◆ What is required ◆
Scan the data. Collect each line that contains the word "page".

◆ Data block ◆
= = = =

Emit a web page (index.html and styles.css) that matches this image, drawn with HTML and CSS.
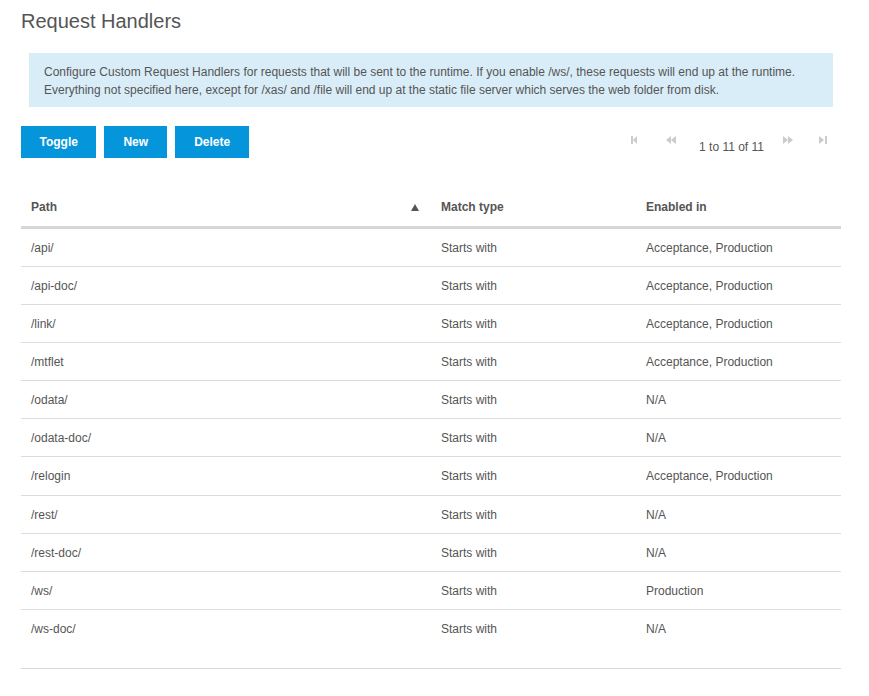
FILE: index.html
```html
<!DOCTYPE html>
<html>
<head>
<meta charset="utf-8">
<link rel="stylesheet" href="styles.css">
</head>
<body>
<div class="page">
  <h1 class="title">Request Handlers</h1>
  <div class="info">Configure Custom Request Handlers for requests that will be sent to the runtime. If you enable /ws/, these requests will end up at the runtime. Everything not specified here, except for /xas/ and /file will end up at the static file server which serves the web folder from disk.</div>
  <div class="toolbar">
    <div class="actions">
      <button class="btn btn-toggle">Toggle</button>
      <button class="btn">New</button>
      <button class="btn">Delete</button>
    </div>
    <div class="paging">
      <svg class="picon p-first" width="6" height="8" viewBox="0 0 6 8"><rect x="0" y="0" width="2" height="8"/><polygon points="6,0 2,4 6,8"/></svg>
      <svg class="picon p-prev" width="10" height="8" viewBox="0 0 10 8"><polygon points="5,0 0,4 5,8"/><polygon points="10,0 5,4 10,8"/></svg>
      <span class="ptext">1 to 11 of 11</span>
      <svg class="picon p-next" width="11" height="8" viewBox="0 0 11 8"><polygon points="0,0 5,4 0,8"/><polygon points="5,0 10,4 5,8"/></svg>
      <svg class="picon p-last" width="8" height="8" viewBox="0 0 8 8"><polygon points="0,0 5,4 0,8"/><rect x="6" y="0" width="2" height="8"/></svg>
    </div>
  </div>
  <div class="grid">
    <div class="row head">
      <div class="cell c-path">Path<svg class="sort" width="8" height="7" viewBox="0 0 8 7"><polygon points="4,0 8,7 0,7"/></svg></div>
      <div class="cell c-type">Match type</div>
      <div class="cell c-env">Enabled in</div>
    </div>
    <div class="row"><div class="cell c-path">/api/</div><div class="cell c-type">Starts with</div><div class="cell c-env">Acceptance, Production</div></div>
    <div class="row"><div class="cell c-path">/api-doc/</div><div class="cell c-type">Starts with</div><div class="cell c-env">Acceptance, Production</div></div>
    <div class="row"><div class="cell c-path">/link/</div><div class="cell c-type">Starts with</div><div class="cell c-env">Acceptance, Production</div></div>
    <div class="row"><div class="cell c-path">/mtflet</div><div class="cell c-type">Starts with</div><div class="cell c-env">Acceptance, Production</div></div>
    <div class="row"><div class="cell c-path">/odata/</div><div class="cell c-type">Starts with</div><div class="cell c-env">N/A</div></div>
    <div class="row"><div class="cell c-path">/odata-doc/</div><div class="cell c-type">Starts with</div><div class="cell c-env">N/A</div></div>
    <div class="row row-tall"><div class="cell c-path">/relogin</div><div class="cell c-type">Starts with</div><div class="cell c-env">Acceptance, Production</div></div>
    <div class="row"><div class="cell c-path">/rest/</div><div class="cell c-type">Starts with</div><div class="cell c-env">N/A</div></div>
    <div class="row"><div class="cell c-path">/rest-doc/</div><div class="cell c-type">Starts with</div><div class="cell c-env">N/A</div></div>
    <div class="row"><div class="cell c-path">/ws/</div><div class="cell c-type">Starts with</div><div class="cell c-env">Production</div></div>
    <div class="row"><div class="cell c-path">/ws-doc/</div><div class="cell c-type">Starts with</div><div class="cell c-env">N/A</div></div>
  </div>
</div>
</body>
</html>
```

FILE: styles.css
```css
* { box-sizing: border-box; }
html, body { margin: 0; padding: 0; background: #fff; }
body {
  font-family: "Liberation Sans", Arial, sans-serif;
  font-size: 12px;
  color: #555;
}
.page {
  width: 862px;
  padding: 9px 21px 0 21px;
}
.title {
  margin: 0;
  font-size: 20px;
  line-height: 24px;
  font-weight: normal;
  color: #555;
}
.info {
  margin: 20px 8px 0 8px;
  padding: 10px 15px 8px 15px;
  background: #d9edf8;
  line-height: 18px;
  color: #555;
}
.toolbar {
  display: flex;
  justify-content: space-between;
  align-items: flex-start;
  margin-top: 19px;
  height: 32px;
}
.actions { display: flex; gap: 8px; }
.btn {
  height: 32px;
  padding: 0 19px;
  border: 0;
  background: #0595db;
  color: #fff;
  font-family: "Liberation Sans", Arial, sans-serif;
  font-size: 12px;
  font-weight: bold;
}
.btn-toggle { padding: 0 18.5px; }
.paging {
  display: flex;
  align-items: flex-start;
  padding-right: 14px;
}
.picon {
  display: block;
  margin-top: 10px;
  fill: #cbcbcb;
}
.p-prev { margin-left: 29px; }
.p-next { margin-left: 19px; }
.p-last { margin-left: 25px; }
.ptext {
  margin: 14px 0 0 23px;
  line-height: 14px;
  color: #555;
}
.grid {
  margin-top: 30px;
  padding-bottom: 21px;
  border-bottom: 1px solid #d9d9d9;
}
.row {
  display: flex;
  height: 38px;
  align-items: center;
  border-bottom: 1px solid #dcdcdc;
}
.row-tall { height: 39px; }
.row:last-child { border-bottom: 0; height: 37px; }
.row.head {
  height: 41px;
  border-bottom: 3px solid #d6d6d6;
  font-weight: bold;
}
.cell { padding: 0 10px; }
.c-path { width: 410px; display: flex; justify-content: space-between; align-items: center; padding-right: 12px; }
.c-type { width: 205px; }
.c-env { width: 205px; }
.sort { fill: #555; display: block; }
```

= = = =

◆ Response ◆
Emit a web page (index.html and styles.css) that matches this image, drawn with HTML and CSS.
<div class="page">
.page {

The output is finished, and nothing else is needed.